Near the end of "Shattered Love" Nancy develops a thinking of "joy" [jouissance] and "joying" as intimately connected with love. "To joy," he writes, "is the crossing of the other….Joy is the trembling of a deliverance beyond all freedom: it is to be cut across, undone, it is to be joyed as much as to joy….To joy is not to be satisfied—it is to be filled overflowed….The joy of joying does not come back to anyone, neither to me nor to you, for in each it opens the other."[20] Here, what Nancy sought was a sort of infinitely-poised-at-the-limit-of-orgasm plateau and conclusion for his thinking regarding love. "[Joy] is the verb of love," he wrote, and we can understand this thought of joy as setting into action the account of love he offered. It is a re-exposure to a re-infusion of life and motion into the discourse. It is the rising beating of the heart. It is a reception of the generosity of being described as love. "To joy, joy itself, is to receive the burst of a singular being: its more than manifest presence, its seeming beyond all appearance."[21]

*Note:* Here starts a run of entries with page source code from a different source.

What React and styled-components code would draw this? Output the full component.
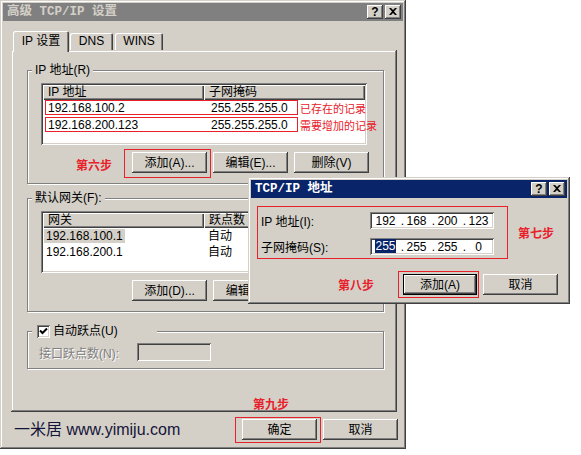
import React from 'react';
import styled, { createGlobalStyle, css } from 'styled-components';

const FACE = '#d4d0c8';
const SHADOW = '#808080';
const DARK = '#404040';
const HILITE = '#ffffff';
const RED = '#e8202a';
const NAVY = '#0a246a';

const UI_FONT = `"Liberation Sans", "Noto Sans CJK SC", sans-serif`;
const TITLE_FONT = `"Liberation Mono", "Noto Sans CJK SC", monospace`;
const CJK_FONT = `"Noto Sans CJK SC", "Liberation Sans", sans-serif`;

const windowBevel = css`
  box-shadow: inset -1px -1px ${DARK}, inset 1px 1px ${FACE}, inset -2px -2px ${SHADOW}, inset 2px 2px ${HILITE};
`;
const buttonBevel = css`
  box-shadow: inset -1px -1px ${DARK}, inset 1px 1px ${HILITE}, inset -2px -2px ${SHADOW}, inset 2px 2px ${FACE};
`;
const defaultBevel = css`
  box-shadow: inset 0 0 0 1px #000, inset -2px -2px ${DARK}, inset 2px 2px ${HILITE}, inset -3px -3px ${SHADOW}, inset 3px 3px ${FACE};
`;
const sunkenBevel = css`
  box-shadow: inset 1px 1px ${SHADOW}, inset -1px -1px ${HILITE}, inset 2px 2px ${DARK}, inset -2px -2px ${FACE};
`;

const GlobalStyle = createGlobalStyle`
  html, body { margin: 0; padding: 0; background: #fff; }
  body { font-family: ${UI_FONT}; font-size: 12px; color: #000; }
  * { box-sizing: border-box; }
`;

const Stage = styled.div`
  position: relative;
  width: 581px;
  height: 455px;
  overflow: hidden;
  background: #fff;
`;

const Window = styled.div`
  width: 406px;
  height: 449px;
  padding: 3px;
  background: ${FACE};
  ${windowBevel};
  display: flex;
  flex-direction: column;
`;

const Dialog = styled.div`
  position: absolute;
  left: 248px;
  top: 177px;
  width: 322px;
  height: 127px;
  padding: 3px;
  background: ${FACE};
  ${windowBevel};
  display: flex;
  flex-direction: column;
`;

const TitleBar = styled.div`
  flex-shrink: 0;
  height: 18px;
  display: flex;
  align-items: center;
  justify-content: space-between;
  padding: 0 2px 0 4px;
  background: ${p => (p.$active ? NAVY : SHADOW)};
  color: ${p => (p.$active ? '#fff' : FACE)};
  font-family: ${TITLE_FONT};
  font-weight: bold;
  font-size: 12.5px;
  line-height: 18px;
  white-space: pre;
`;

const CaptionButtons = styled.div`
  display: flex;
  gap: 2px;
`;

const CaptionButton = styled.div`
  width: 16px;
  height: 14px;
  background: ${FACE};
  ${buttonBevel};
  display: flex;
  align-items: center;
  justify-content: center;
  color: #000;
  font-family: "Liberation Sans", sans-serif;
  font-weight: bold;
  font-size: 12px;
  line-height: 1;
  padding-bottom: 1px;
`;

const TabStrip = styled.div`
  display: flex;
  align-items: flex-end;
  margin-top: 10px;
  padding-left: 10px;
  height: 19px;
`;

const Tab = styled.div`
  position: relative;
  z-index: ${p => (p.$active ? 1 : 0)};
  width: ${p => p.$w}px;
  height: ${p => (p.$active ? 21 : 17)}px;
  margin-bottom: ${p => (p.$active ? -2 : 0)}px;
  margin-right: ${p => p.$mr || 0}px;
  background: ${FACE};
  border-radius: 2px 2px 0 0;
  box-shadow: inset 1px 1px ${HILITE}, inset -1px 0 ${DARK}, inset -2px 0 ${SHADOW};
  display: flex;
  align-items: ${p => (p.$active ? 'flex-start' : 'center')};
  padding-top: ${p => (p.$active ? 3 : 0)}px;
  justify-content: center;
  line-height: 15px;
`;

const Panel = styled.div`
  height: 362px;
  margin: 0 6px 0 8px;
  padding: 20px 13px 0 16px;
  background: ${FACE};
  ${windowBevel};
  display: flex;
  flex-direction: column;
`;

const Group = styled.div`
  width: 357px;
  margin-top: ${p => p.$mt || 0}px;
  border: 1px solid ${SHADOW};
  box-shadow: inset 1px 1px ${HILITE}, 1px 1px 0 ${HILITE};
  padding: 0 15px ${p => p.$pb ?? 10}px 13px;
  display: flex;
  flex-direction: column;
`;

const Legend = styled.div`
  align-self: flex-start;
  display: flex;
  align-items: center;
  gap: 3px;
  height: 15px;
  margin: -8px 0 0 -9px;
  padding: 0 ${p => p.$pr ?? 3}px 0 ${p => p.$pl ?? 3}px;
  background: ${FACE};
  line-height: 15px;
  white-space: pre;
`;

const ListBox = styled.div`
  width: 326px;
  height: 62px;
  margin-top: 5px;
  padding: 2px;
  background: #fff;
  ${sunkenBevel};
  display: flex;
  flex-direction: column;
`;

const HeaderRow = styled.div`
  display: flex;
  flex-shrink: 0;
  height: 15px;
`;

const HeaderCell = styled.div`
  width: ${p => p.$w}px;
  flex-shrink: 0;
  height: 15px;
  padding-left: 5px;
  background: ${FACE};
  box-shadow: inset 1px 1px ${HILITE}, inset -1px -1px ${DARK}, inset -2px -2px ${SHADOW};
  line-height: 15px;
  white-space: pre;
`;

const Row = styled.div`
  display: flex;
  align-items: center;
  height: ${p => p.$h || 16}px;
  margin-top: ${p => p.$mt || 0}px;
  white-space: pre;
  line-height: 14px;
`;

const MarkBox = styled.div`
  display: flex;
  align-items: center;
  flex-shrink: 0;
  width: 253px;
  height: 100%;
  margin-left: 2px;
  border: 1px solid ${RED};
`;

const Cell = styled.div`
  width: ${p => (p.$w ? `${p.$w}px` : 'auto')};
  flex-shrink: 0;
  padding-left: ${p => p.$pl ?? 2}px;
`;

const Selected = styled.span`
  background: ${p => (p.$focus ? NAVY : FACE)};
  color: ${p => (p.$focus ? '#fff' : '#000')};
  padding: 0 ${p => (p.$focus ? 0 : 2)}px;
  line-height: 15px;
`;

const RedNote = styled.span`
  flex-shrink: 0;
  margin-left: 2px;
  color: ${RED};
  font-family: ${CJK_FONT};
  font-size: 11px;
`;

const ButtonRow = styled.div`
  display: flex;
  align-items: center;
  justify-content: ${p => p.$justify || 'flex-end'};
  gap: 6px;
  width: ${p => (p.$w ? `${p.$w}px` : 'auto')};
  margin-top: ${p => p.$mt || 0}px;
`;

const Button = styled.div`
  width: ${p => p.$w || 75}px;
  height: 21px;
  flex-shrink: 0;
  background: ${FACE};
  ${p => (p.$default ? defaultBevel : buttonBevel)};
  display: flex;
  align-items: center;
  justify-content: center;
  white-space: pre;
  line-height: 1;
  padding-top: 1px;
`;

const Marked = styled.div`
  position: relative;
  display: flex;
  &::after {
    content: "";
    position: absolute;
    left: ${p => -p.$l}px;
    top: ${p => -p.$t}px;
    right: ${p => -p.$r}px;
    bottom: ${p => -p.$b}px;
    border: 1px solid ${RED};
    pointer-events: none;
  }
`;

const Step = styled.span`
  color: ${RED};
  font-family: ${CJK_FONT};
  font-weight: bold;
  font-size: 12px;
  line-height: 14px;
  margin-right: ${p => p.$mr || 0}px;
  margin-left: ${p => p.$ml || 0}px;
  margin-top: ${p => p.$mt || 0}px;
`;

const FloatingStep = styled(Step)`
  position: absolute;
  left: ${p => p.$x}px;
  top: ${p => p.$y}px;
  white-space: pre;
`;

const CheckBox = styled.div`
  width: 13px;
  height: 13px;
  flex-shrink: 0;
  background: #fff;
  ${sunkenBevel};
  display: flex;
  align-items: center;
  justify-content: center;
`;

const FieldLine = styled.div`
  display: flex;
  align-items: center;
  margin-top: ${p => p.$mt || 0}px;
`;

const DisabledLabel = styled.span`
  width: 98px;
  margin-left: -2px;
  color: ${SHADOW};
  text-shadow: 1px 1px 0 ${HILITE};
  white-space: pre;
`;

const DisabledInput = styled.div`
  width: 74px;
  height: 18px;
  background: ${FACE};
  ${sunkenBevel};
`;

const BottomBar = styled.div`
  display: flex;
  align-items: center;
  margin-top: 7px;
  padding: 0 5px 0 11px;
  height: 21px;
`;

const Watermark = styled.span`
  font-family: "Liberation Sans", "Noto Sans CJK SC", sans-serif;
  font-size: 16px;
  color: #14143a;
  margin-top: -4px;
  white-space: pre;
  margin-right: auto;
`;

const DialogBody = styled.div`
  padding: 8px 9px 0 6px;
  display: flex;
  flex-direction: column;
`;

const DialogTop = styled.div`
  display: flex;
  align-items: center;
`;

const RedFrame = styled.div`
  width: 251px;
  height: 53px;
  border: 1px solid ${RED};
  padding: 5px 13px 3px 3px;
  display: flex;
  flex-direction: column;
  gap: 9px;
`;

const FieldRow = styled.div`
  display: flex;
  align-items: center;
  justify-content: space-between;
  height: 17px;
  white-space: pre;
`;

const IpBox = styled.div`
  width: 124px;
  height: 17px;
  padding-left: 3px;
  background: #fff;
  ${sunkenBevel};
  display: flex;
  align-items: center;
  line-height: 14px;
`;

const IpField = styled.span`
  width: 25px;
  text-align: center;
`;

const IpDot = styled.span`
  width: 6px;
  text-align: right;
`;

const CloseGlyph = () => (
  <svg width="8" height="7" viewBox="0 0 8 7">
    <path d="M0 0H2L4 2L6 0H8L5 3.5L8 7H6L4 5L2 7H0L3 3.5Z" fill="#000" />
  </svg>
);

const CheckGlyph = () => (
  <svg width="9" height="9" viewBox="0 0 9 9">
    <path d="M1 3.5L3.5 6L8 1.5" stroke="#000" strokeWidth="2" fill="none" />
  </svg>
);

const Caption = ({ title, active }) => (
  <TitleBar $active={active}>
    <span>{title}</span>
    <CaptionButtons>
      <CaptionButton>?</CaptionButton>
      <CaptionButton><CloseGlyph /></CaptionButton>
    </CaptionButtons>
  </TitleBar>
);

const IpAddress = ({ parts, focusFirst }) => (
  <IpBox>
    {parts.map((p, i) => (
      <React.Fragment key={i}>
        {i > 0 && <IpDot>.</IpDot>}
        <IpField>{i === 0 && focusFirst ? <Selected $focus>{p}</Selected> : p}</IpField>
      </React.Fragment>
    ))}
  </IpBox>
);

export default function App() {
  return (
    <>
      <GlobalStyle />
      <Stage>
        <Window>
          <Caption title="高级 TCP/IP 设置" />
          <TabStrip>
            <Tab $active $w={56} $mr={1}>IP 设置</Tab>
            <Tab $w={43} $mr={2}>DNS</Tab>
            <Tab $w={48}>WINS</Tab>
          </TabStrip>
          <Panel>
            <Group>
              <Legend>IP 地址(R)</Legend>
              <ListBox>
                <HeaderRow>
                  <HeaderCell $w={161}>IP 地址</HeaderCell>
                  <HeaderCell $w={161}>子网掩码</HeaderCell>
                </HeaderRow>
                <Row $h={15}>
                  <MarkBox>
                    <Cell $w={165}>192.168.100.2</Cell>
                    <Cell $pl={0}>255.255.255.0</Cell>
                  </MarkBox>
                  <RedNote>已存在的记录</RedNote>
                </Row>
                <Row $h={15} $mt={2}>
                  <MarkBox>
                    <Cell $w={165}>192.168.200.123</Cell>
                    <Cell $pl={0}>255.255.255.0</Cell>
                  </MarkBox>
                  <RedNote>需要增加的记录</RedNote>
                </Row>
              </ListBox>
              <ButtonRow $w={328} $mt={7}>
                <Step $mr={14} $mt={5}>第六步</Step>
                <Marked $l={8} $t={3} $r={4} $b={5}>
                  <Button>添加(A)...</Button>
                </Marked>
                <Button>编辑(E)...</Button>
                <Button>删除(V)</Button>
              </ButtonRow>
            </Group>

            <Group $mt={14}>
              <Legend>默认网关(F):</Legend>
              <ListBox>
                <HeaderRow>
                  <HeaderCell $w={161}>网关</HeaderCell>
                  <HeaderCell $w={161}>跃点数</HeaderCell>
                </HeaderRow>
                <Row>
                  <Cell $w={165} $pl={1}><Selected>192.168.100.1</Selected></Cell>
                  <Cell $pl={0}>自动</Cell>
                </Row>
                <Row>
                  <Cell $w={165} $pl={3}>192.168.200.1</Cell>
                  <Cell $pl={0}>自动</Cell>
                </Row>
              </ListBox>
              <ButtonRow $w={328} $mt={7}>
                <Button>添加(D)...</Button>
                <Button>编辑(T)...</Button>
                <Button>删除(M)</Button>
              </ButtonRow>
            </Group>

            <Group $mt={19} $pb={7}>
              <Legend $pl={5} $pr={39}>
                <CheckBox><CheckGlyph /></CheckBox>
                <span>自动跃点(U)</span>
              </Legend>
              <FieldLine $mt={4}>
                <DisabledLabel>接口跃点数(N):</DisabledLabel>
                <DisabledInput />
              </FieldLine>
            </Group>
          </Panel>
          <BottomBar>
            <Watermark>一米居 www.yimiju.com</Watermark>
            <ButtonRow>
              <Marked $l={7} $t={2} $r={4} $b={3}>
                <FloatingStep $x={11} $y={-22}>第九步</FloatingStep>
                <Button>确定</Button>
              </Marked>
              <Button>取消</Button>
            </ButtonRow>
          </BottomBar>
        </Window>

        <Dialog>
          <Caption title="TCP/IP 地址" active />
          <DialogBody>
            <DialogTop>
              <RedFrame>
                <FieldRow>
                  <span>IP 地址(I):</span>
                  <IpAddress parts={['192', '168', '200', '123']} />
                </FieldRow>
                <FieldRow>
                  <span>子网掩码(S):</span>
                  <IpAddress parts={['255', '255', '255', '0']} focusFirst />
                </FieldRow>
              </RedFrame>
              <Step $ml={10}>第七步</Step>
            </DialogTop>
            <ButtonRow $mt={15}>
              <Step $mr={23}>第八步</Step>
              <Marked $l={5} $t={3} $r={2} $b={3}>
                <Button $default $w={74}>添加(A)</Button>
              </Marked>
              <Button>取消</Button>
            </ButtonRow>
          </DialogBody>
        </Dialog>
      </Stage>
    </>
  );
}
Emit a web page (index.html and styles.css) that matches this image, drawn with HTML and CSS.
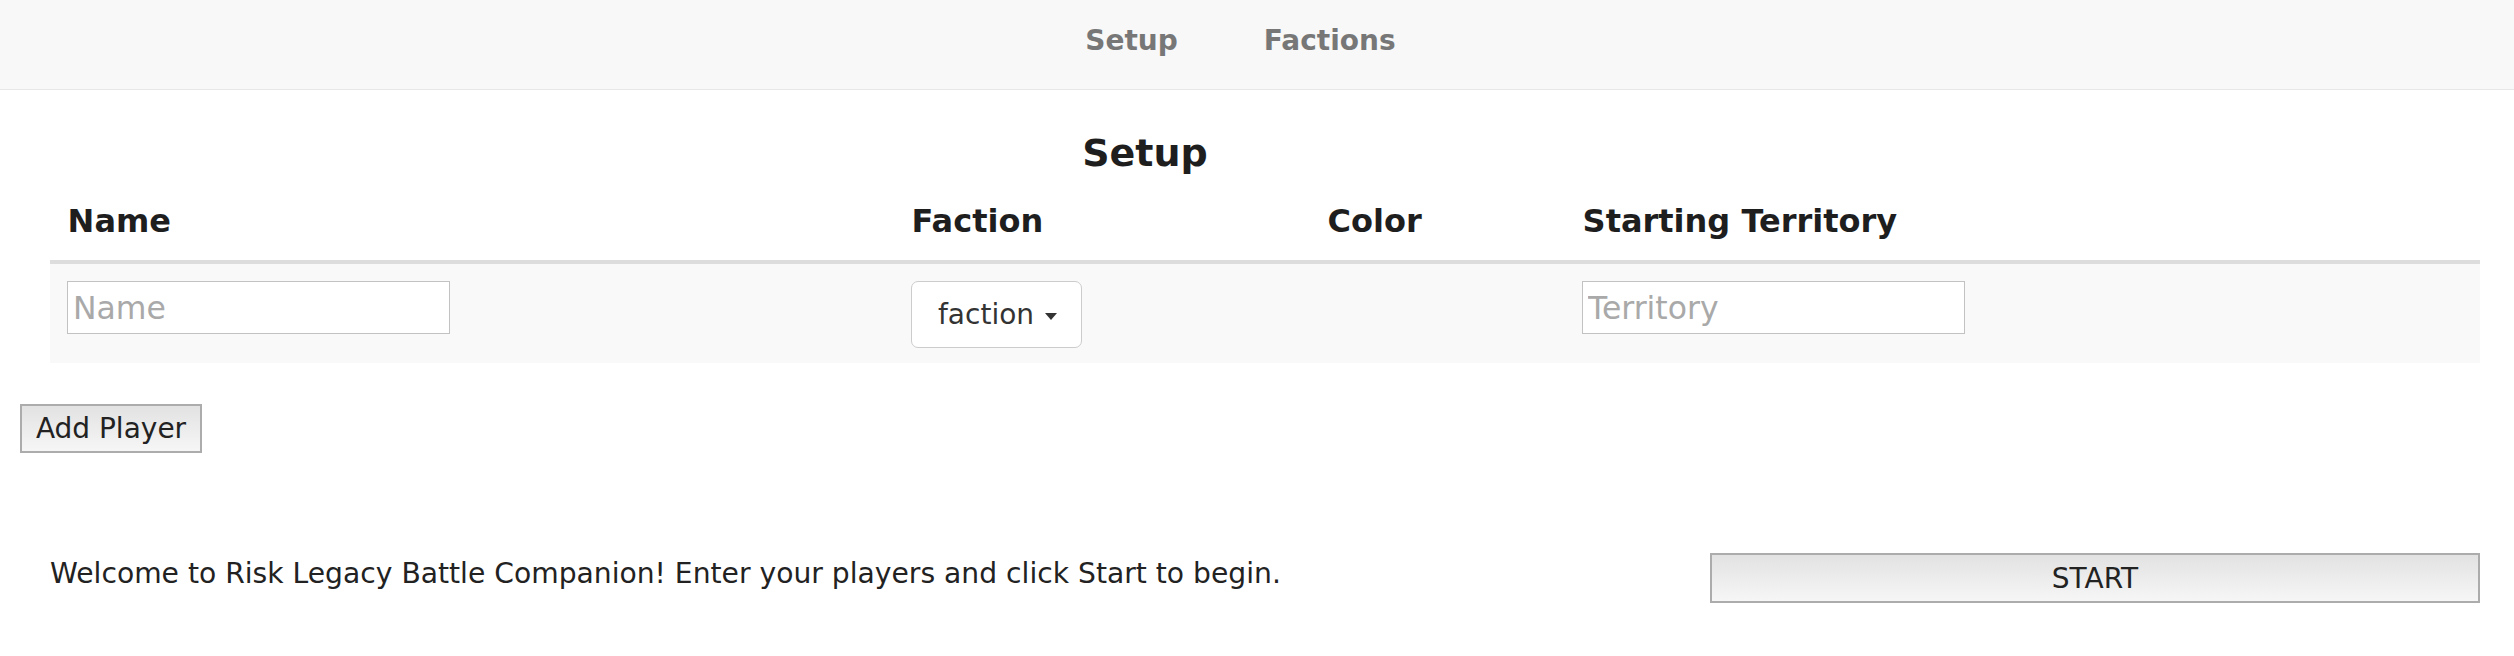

To conclude my brief explication of Nancy’s thinking regarding love, I note the following quotation: "This constitution [the singularity of being revealed through the singular being, each time] is buried at the heart of being, but it emerges in outbursts of joy. One could say: being joys." And what is the relation of love to this constitution? I have already noted that for Nancy "joy" is "the verb of love." Thus, one could also say, "Being loves," that is, each singular being each time carries out the act of love, which is nothing other than this act of being itself, and the act of carrying out. For Nancy, "‘Love’ does not define it [this constitution], but names it, and obliges us to think it."[22]
2. Shattered poetry
Nancy first implicated poetry specifically near the end of the first major division in "Shattered Love" in the general claims he made about the thinking of love in the West as exemplified by philosophy.[23] "In philosophy (and in mysticism, in poetics, etc.) thinking would thus have said all that it could and all that it should have said about love—by missing it and by missing itself."[24] Here, Nancy admits, as seems obvious, that love has been spoken of in the West almost constantly. He also remarks that poetry has perhaps even said, "all that it should have said about love."[25] As I observed earlier, Nancy was not concerned here with thinking or talking about love, in which love is a subject-matter. Rather, his interest lay in reconceiving the very happening of thinking as such on the model of a revolutionized understanding of love. "This does not at all mean…that thinking about love has never occurred. On the contrary. But this does mean that love itself, in that it is missed by thinking, and by the love of thinking, gives itself again to thinking."[26]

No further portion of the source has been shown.